§ **Goal**
Repeat the material verbatim and drop the pictures.

§ **Raw data**
________________

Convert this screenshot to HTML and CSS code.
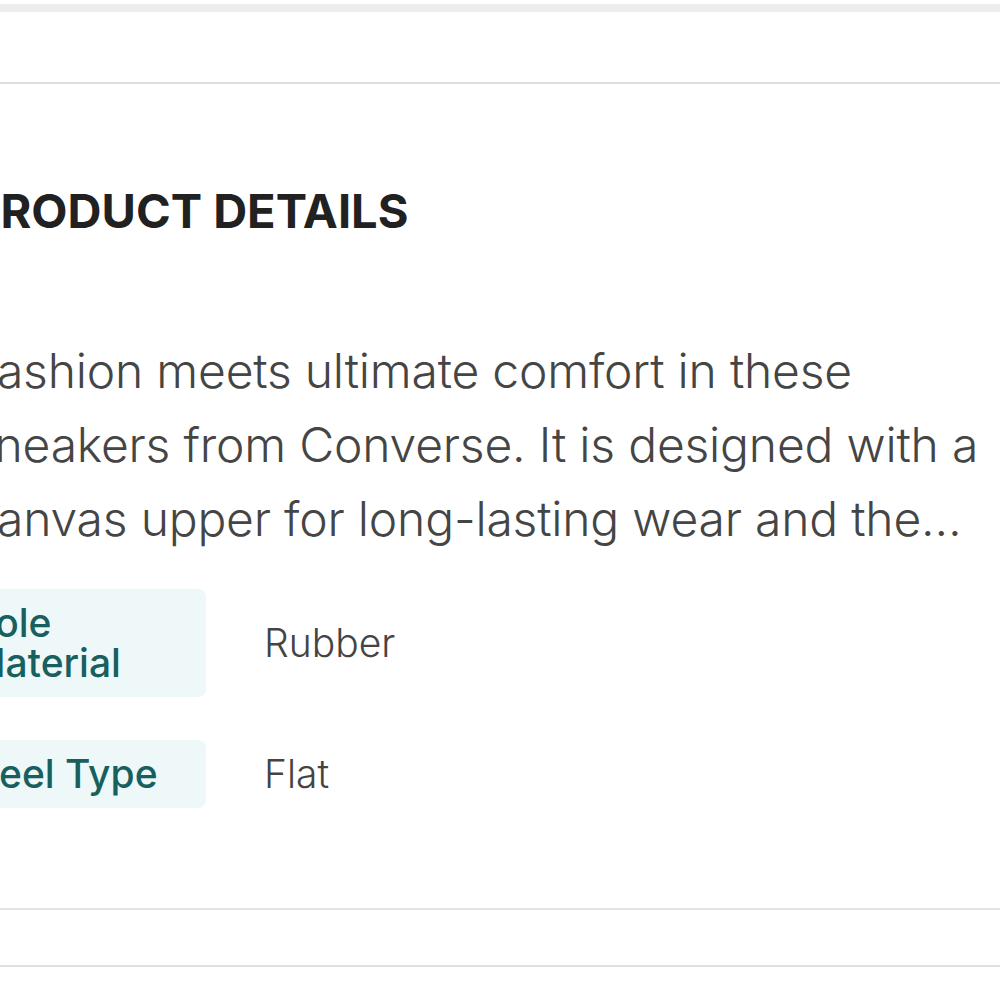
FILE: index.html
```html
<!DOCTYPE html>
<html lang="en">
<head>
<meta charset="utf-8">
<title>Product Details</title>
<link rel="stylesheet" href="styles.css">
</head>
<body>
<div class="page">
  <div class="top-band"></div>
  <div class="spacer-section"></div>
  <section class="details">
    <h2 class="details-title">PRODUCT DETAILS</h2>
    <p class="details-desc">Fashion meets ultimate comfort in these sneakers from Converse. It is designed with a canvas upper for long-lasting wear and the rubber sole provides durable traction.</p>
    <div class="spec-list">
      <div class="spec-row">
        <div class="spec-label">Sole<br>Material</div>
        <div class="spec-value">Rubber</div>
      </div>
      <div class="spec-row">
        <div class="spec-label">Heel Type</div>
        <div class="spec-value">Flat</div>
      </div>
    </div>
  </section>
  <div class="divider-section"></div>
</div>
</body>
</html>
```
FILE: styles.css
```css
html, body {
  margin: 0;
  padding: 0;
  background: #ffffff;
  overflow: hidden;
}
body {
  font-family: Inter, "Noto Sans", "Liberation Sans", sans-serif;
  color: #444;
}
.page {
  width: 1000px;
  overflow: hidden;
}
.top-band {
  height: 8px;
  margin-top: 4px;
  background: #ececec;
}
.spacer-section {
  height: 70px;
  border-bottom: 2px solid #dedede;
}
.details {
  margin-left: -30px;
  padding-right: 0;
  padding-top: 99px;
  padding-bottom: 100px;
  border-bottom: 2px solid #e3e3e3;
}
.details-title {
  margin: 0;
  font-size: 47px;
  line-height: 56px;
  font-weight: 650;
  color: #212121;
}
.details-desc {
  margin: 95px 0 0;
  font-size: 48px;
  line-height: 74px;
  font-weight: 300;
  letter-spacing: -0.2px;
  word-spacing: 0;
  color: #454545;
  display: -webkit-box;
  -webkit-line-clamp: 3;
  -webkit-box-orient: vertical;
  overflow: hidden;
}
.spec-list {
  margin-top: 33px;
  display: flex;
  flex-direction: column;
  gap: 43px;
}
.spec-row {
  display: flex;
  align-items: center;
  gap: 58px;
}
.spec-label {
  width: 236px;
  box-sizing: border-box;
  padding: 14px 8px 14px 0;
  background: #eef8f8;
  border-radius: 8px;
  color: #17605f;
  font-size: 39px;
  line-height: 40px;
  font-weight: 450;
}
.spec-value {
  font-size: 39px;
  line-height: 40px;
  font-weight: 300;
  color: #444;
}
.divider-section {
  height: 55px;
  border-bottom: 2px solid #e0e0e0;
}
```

________________

§ **Response to this exercise**
Convert this screenshot to HTML and CSS code.
FILE: index.html
```html
<!DOCTYPE html>
<html lang="en">
<head>
<meta charset="utf-8">
<title>Product Details</title>
<link rel="stylesheet" href="styles.css">
</head>
<body>
<div class="page">
  <div class="top-band"></div>
  <div class="spacer-section"></div>
  <section class="details">
    <h2 class="details-title">PRODUCT DETAILS</h2>
    <p class="details-desc">Fashion meets ultimate comfort in these sneakers from Converse. It is designed with a canvas upper for long-lasting wear and the rubber sole provides durable traction.</p>
    <div class="spec-list">
      <div class="spec-row">
        <div class="spec-label">Sole<br>Material</div>
        <div class="spec-value">Rubber</div>
      </div>
      <div class="spec-row">
        <div class="spec-label">Heel Type</div>
        <div class="spec-value">Flat</div>
      </div>
    </div>
  </section>
  <div class="divider-section"></div>
</div>
</body>
</html>
```
FILE: styles.css
```css
html, body {
  margin: 0;
  padding: 0;
  background: #ffffff;
  overflow: hidden;
}
body {
  font-family: Inter, "Noto Sans", "Liberation Sans", sans-serif;
  color: #444;
}
.page {
  width: 1000px;
  overflow: hidden;
}
.top-band {
  height: 8px;
  margin-top: 4px;
  background: #ececec;
}
.spacer-section {
  height: 70px;
  border-bottom: 2px solid #dedede;
}
.details {
  margin-left: -30px;
  padding-right: 0;
  padding-top: 99px;
  padding-bottom: 100px;
  border-bottom: 2px solid #e3e3e3;
}
.details-title {
  margin: 0;
  font-size: 47px;
  line-height: 56px;
  font-weight: 650;
  color: #212121;
}
.details-desc {
  margin: 95px 0 0;
  font-size: 48px;
  line-height: 74px;
  font-weight: 300;
  letter-spacing: -0.2px;
  word-spacing: 0;
  color: #454545;
  display: -webkit-box;
  -webkit-line-clamp: 3;
  -webkit-box-orient: vertical;
  overflow: hidden;
}
.spec-list {
  margin-top: 33px;
  display: flex;
  flex-direction: column;
  gap: 43px;
}
.spec-row {
  display: flex;
  align-items: center;
  gap: 58px;
}
.spec-label {
  width: 236px;
  box-sizing: border-box;
  padding: 14px 8px 14px 0;
  background: #eef8f8;
  border-radius: 8px;
  color: #17605f;
  font-size: 39px;
  line-height: 40px;
  font-weight: 450;
}
.spec-value {
  font-size: 39px;
  line-height: 40px;
  font-weight: 300;
  color: #444;
}
.divider-section {
  height: 55px;
  border-bottom: 2px solid #e0e0e0;
}
```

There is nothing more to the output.